__What the exercise asks__
Copy every line with the string "components" in it.

__Material__

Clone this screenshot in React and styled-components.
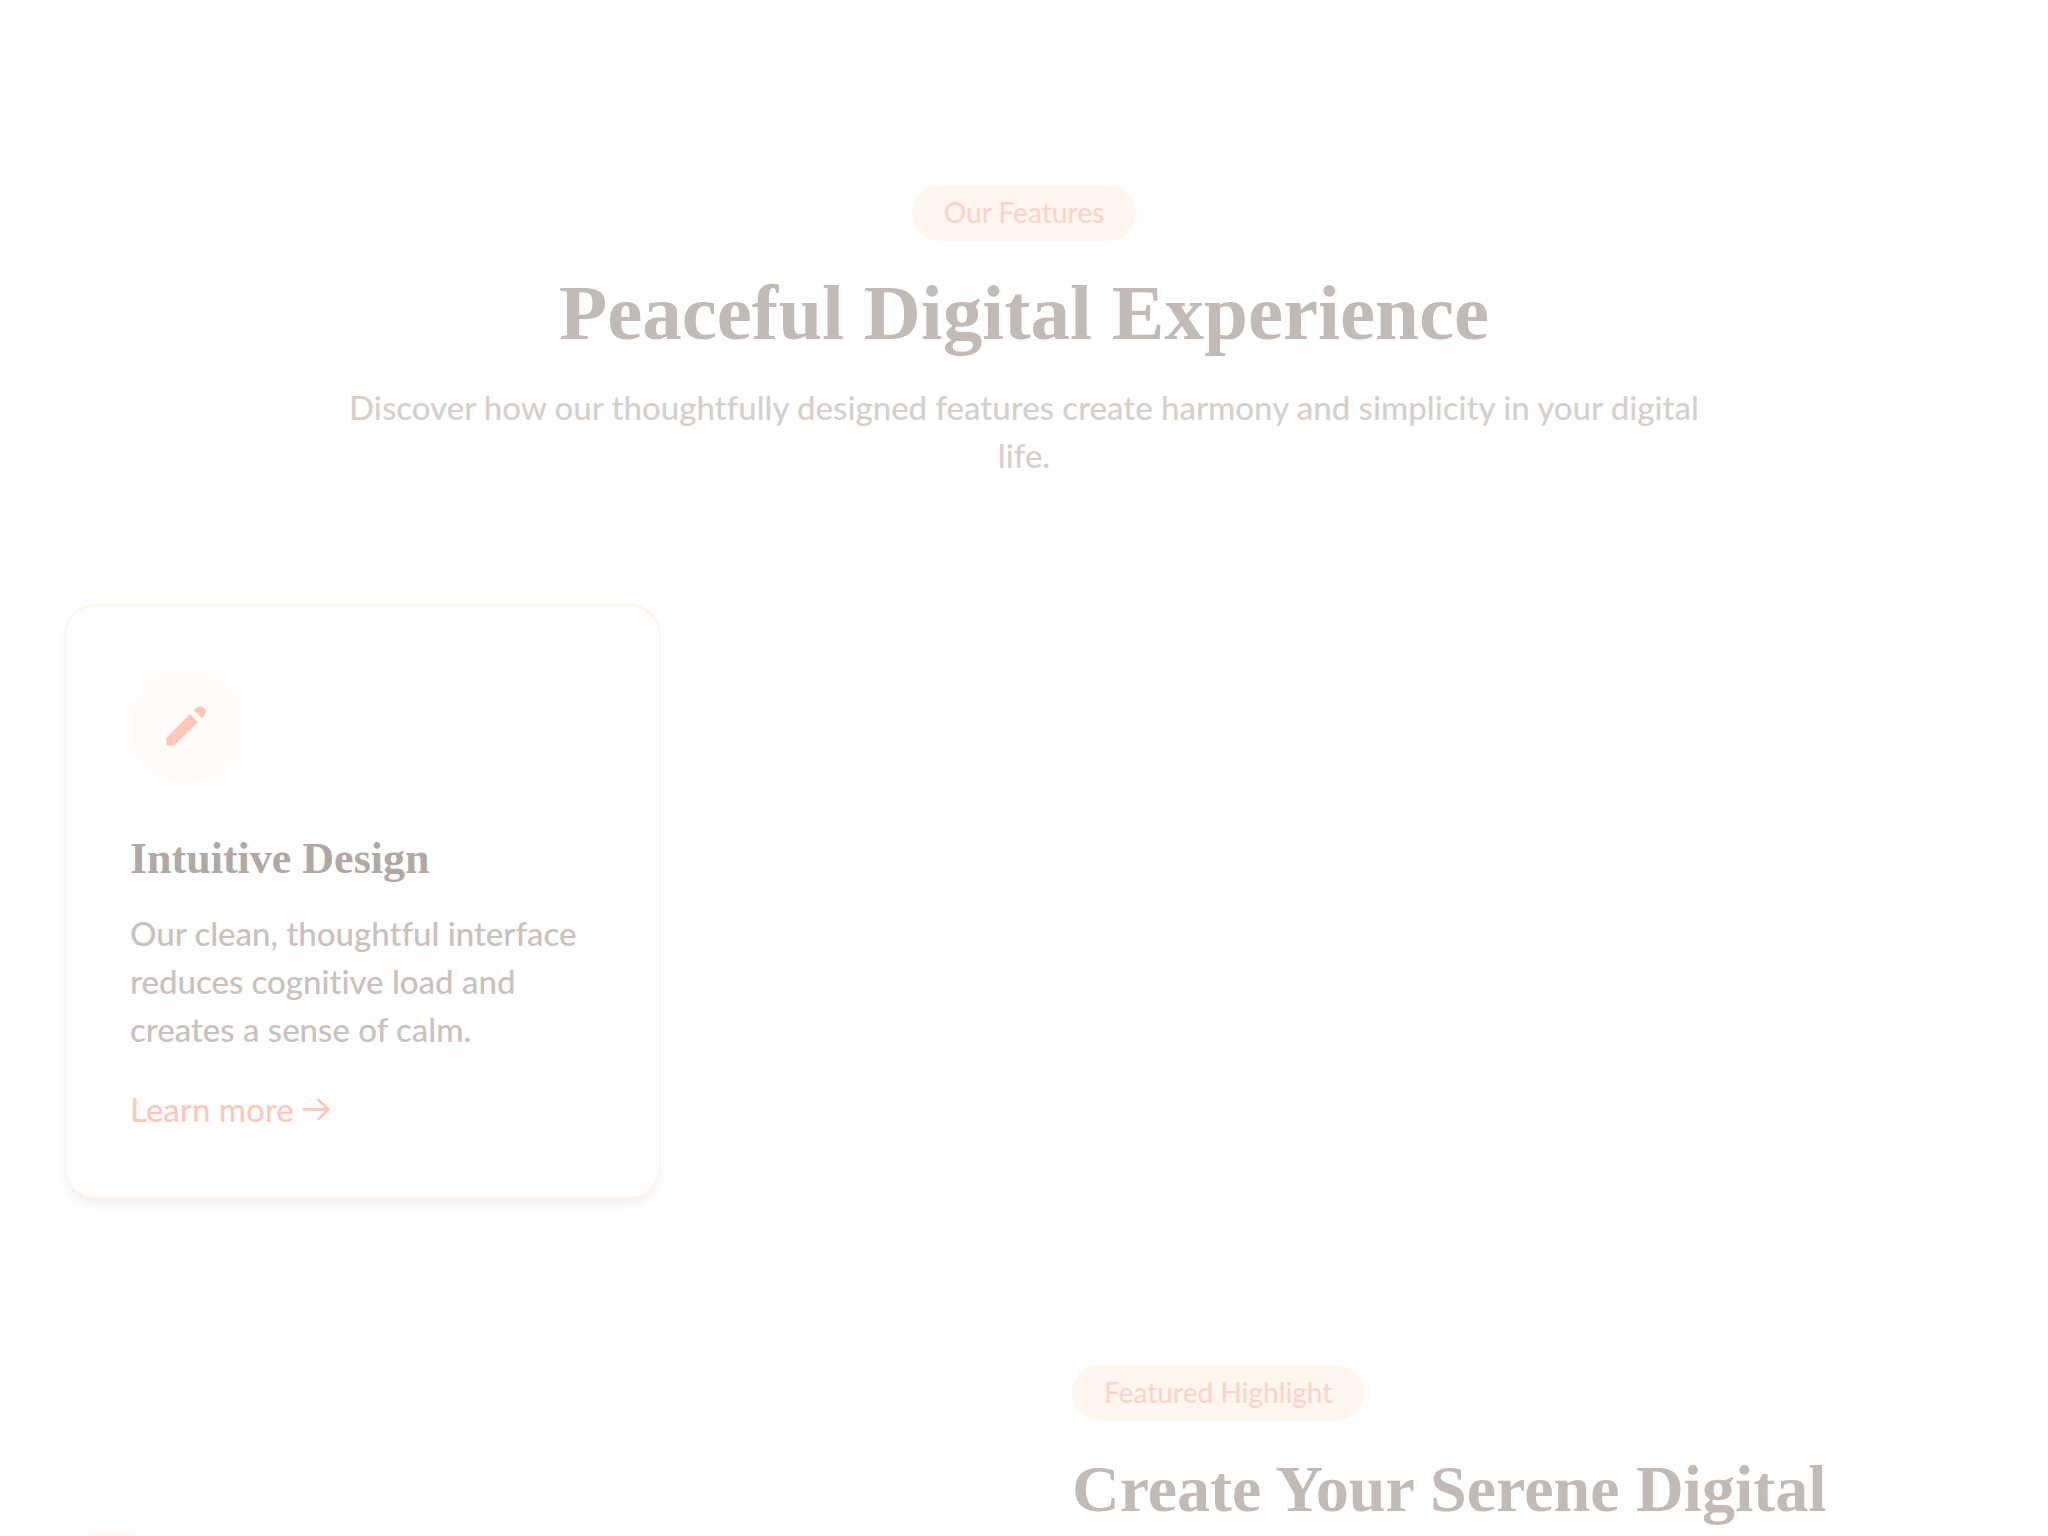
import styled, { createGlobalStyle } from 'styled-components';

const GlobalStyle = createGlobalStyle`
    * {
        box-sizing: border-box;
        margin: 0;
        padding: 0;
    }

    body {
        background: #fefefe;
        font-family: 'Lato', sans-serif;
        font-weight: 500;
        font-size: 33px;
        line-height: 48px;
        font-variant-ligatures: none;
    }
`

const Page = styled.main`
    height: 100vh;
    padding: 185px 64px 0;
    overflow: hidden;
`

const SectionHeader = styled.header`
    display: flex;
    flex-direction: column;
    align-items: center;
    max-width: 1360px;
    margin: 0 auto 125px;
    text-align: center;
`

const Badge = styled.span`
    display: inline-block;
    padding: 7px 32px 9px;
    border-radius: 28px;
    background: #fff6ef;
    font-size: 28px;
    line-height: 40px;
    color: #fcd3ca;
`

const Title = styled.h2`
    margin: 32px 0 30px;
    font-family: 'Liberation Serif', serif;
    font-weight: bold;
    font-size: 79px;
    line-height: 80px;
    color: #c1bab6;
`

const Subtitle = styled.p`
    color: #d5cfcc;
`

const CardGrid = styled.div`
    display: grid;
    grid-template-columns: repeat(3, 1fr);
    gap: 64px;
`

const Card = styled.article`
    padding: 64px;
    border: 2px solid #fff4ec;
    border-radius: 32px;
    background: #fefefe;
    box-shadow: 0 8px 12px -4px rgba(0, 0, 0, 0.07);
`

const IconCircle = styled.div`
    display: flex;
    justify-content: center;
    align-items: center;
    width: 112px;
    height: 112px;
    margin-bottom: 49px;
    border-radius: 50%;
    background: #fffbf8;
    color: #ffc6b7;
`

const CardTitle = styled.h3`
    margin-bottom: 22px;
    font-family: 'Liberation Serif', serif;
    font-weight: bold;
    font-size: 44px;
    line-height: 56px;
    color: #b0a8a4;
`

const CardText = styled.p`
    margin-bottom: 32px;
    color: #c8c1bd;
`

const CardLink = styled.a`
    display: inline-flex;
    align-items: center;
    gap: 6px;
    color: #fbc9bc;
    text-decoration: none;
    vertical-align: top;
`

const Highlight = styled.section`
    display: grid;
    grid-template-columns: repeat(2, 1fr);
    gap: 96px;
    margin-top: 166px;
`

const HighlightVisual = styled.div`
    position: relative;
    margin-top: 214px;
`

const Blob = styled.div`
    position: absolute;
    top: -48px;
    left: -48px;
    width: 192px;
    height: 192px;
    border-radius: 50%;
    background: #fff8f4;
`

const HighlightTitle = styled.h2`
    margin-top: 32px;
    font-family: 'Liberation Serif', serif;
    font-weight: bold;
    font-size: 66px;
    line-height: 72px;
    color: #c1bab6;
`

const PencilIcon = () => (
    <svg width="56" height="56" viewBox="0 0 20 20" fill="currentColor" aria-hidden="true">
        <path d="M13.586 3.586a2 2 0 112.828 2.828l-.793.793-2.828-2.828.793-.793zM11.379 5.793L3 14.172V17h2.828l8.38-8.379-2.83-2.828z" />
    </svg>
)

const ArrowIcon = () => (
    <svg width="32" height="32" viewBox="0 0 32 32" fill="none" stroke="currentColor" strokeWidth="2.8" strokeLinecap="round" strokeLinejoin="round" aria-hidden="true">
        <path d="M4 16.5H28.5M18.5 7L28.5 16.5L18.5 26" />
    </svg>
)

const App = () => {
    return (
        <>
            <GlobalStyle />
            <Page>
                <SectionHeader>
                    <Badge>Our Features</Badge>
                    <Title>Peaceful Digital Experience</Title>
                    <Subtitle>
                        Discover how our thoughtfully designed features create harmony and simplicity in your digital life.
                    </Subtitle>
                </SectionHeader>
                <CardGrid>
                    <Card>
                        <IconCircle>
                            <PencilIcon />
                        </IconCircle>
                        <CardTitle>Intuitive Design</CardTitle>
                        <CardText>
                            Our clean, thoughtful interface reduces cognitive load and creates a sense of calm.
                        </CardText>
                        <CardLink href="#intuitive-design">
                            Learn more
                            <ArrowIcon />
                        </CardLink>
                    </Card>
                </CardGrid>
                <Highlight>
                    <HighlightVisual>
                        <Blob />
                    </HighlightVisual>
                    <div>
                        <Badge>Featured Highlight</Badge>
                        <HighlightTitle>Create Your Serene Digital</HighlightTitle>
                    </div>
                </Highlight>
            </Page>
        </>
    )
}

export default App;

__Answer to this task__
Clone this screenshot in React and styled-components.
import styled, { createGlobalStyle } from 'styled-components';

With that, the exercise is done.